What the Irish Channel Looks Like From the Inside
There is a particular type of New Orleans bar that resists categorization as either dive or destination. Parasol's, at 2533 Constance Street in the Irish Channel, belongs to that type. The exterior offers little ceremony: a corner building with the modest signage and functional façade that defines neighborhood drinking in Uptown New Orleans. You are not arriving at a concept. You are arriving at a bar that has been doing the same thing, on the same corner, long enough that the building itself has absorbed the logic of the neighborhood.
The interior follows that same grammar. Wood surfaces worn to the grain, bar stools positioned for conversation rather than Instagram framing, and a lighting level calibrated to comfort rather than drama. The physical container here is deliberately anti-curated, which is itself a design stance. In a city where several newer bars have invested heavily in narrative interiors, Jewel of the South with its antebellum parlor references, Cure with its high-church cocktail bar proportions, Parasol's operates in a completely different register. The space makes no argument about itself. That restraint is the argument.

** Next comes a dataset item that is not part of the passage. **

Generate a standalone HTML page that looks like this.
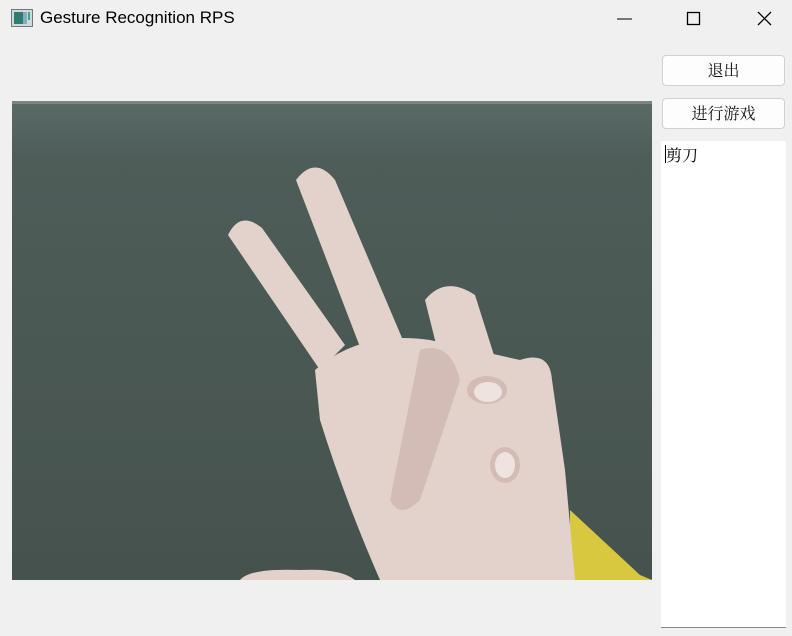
<!DOCTYPE html>
<html><head><style>
body{margin:0;width:792px;height:636px;background:#f0f0f0;position:relative;overflow:hidden;font-family:"Liberation Sans","Noto Sans CJK SC",sans-serif}
.title{position:absolute;left:40px;top:8px;font-size:17px;color:#000}
.btn{position:absolute;left:662px;width:121px;height:29px;border:1px solid #d0d0d0;border-radius:4px;background:#fdfdfd;font-family:"Noto Serif CJK SC",serif;font-size:16px;text-align:center;line-height:28px;color:#111}
.tb{position:absolute;left:661px;top:141px;width:125px;height:486px;background:#fff;border-bottom:1px solid #888}
</style></head><body>
<svg style="position:absolute;left:11px;top:9px" width="22" height="18"><rect x="0.5" y="0.5" width="21" height="17" fill="#cfd8dc" stroke="#777"/><rect x="3" y="3" width="9" height="12" fill="#2e7d6e"/><rect x="12" y="3" width="4" height="12" fill="#8ab"/><rect x="17" y="3" width="2" height="8" fill="#3a8"/></svg>
<div class="title">Gesture Recognition RPS</div>
<svg style="position:absolute;left:612px;top:10px" width="170" height="20"><line x1="5" y1="9" x2="20" y2="9" stroke="#000"/><rect x="75.5" y="2.5" width="12" height="12" fill="none" stroke="#000" stroke-width="1.3"/><path d="M146 2 L159 15 M159 2 L146 15" stroke="#000" stroke-width="1.3"/></svg>
<div class="btn" style="top:55px">退出</div>
<div class="btn" style="top:98px">进行游戏</div>
<div class="tb"><div style="position:absolute;left:4px;top:4px;width:1px;height:18px;background:#000"></div><div style="position:absolute;left:5px;top:2px;font-family:'Noto Serif CJK SC',serif;font-size:16px">剪刀</div></div>
<svg style="position:absolute;left:12px;top:101px" width="640" height="479" viewBox="12 101 640 479">
<defs><linearGradient id="bg" x1="0" y1="0" x2="0" y2="1"><stop offset="0" stop-color="#5a6a66"/><stop offset="0.12" stop-color="#4e5d59"/><stop offset="1" stop-color="#46524e"/></linearGradient></defs>
<rect x="12" y="101" width="640" height="479" fill="url(#bg)"/>
<rect x="12" y="101" width="640" height="3" fill="#7d8580"/>
<path d="M570 510 L640 575 L652 580 L570 580 Z" fill="#d8c840"/>
<g fill="#e3d2cc">
<path d="M228 235 Q240 210 262 228 L345 345 L320 370 Z"/>
<path d="M296 180 Q315 155 335 180 L405 345 L365 360 Z"/>
<path d="M425 300 Q445 275 475 295 L505 390 L450 400 Z"/>
<path d="M315 370 Q360 330 430 340 L520 360 Q550 350 552 380 L565 470 L575 580 L380 580 Q345 500 320 420 Z"/>
<path d="M240 580 Q250 568 300 570 Q340 568 355 580 Z"/>
</g>
<g fill="#d4bcb6"><path d="M420 350 Q450 340 460 380 L420 500 Q400 520 390 500 Z"/><ellipse cx="487" cy="390" rx="20" ry="14"/><ellipse cx="505" cy="465" rx="15" ry="18"/></g>
<g fill="#efe3df"><ellipse cx="488" cy="392" rx="14" ry="10"/><ellipse cx="505" cy="465" rx="10" ry="13"/></g>
</svg>
</body></html>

The Irish Channel and What It Demands of a Bar
The Irish Channel is one of the older residential stretches of New Orleans, running between Magazine Street and the river, south of the Garden District. It is a neighborhood that has gentrified slowly and unevenly, retaining a working-class texture that many comparable urban corridors have lost. A bar on a corner here does not survive by attracting tourists navigating from one curated experience to the next. It survives by being genuinely useful to the people who live within walking distance and by earning the kind of loyalty that is not transferable to a Yelp star count.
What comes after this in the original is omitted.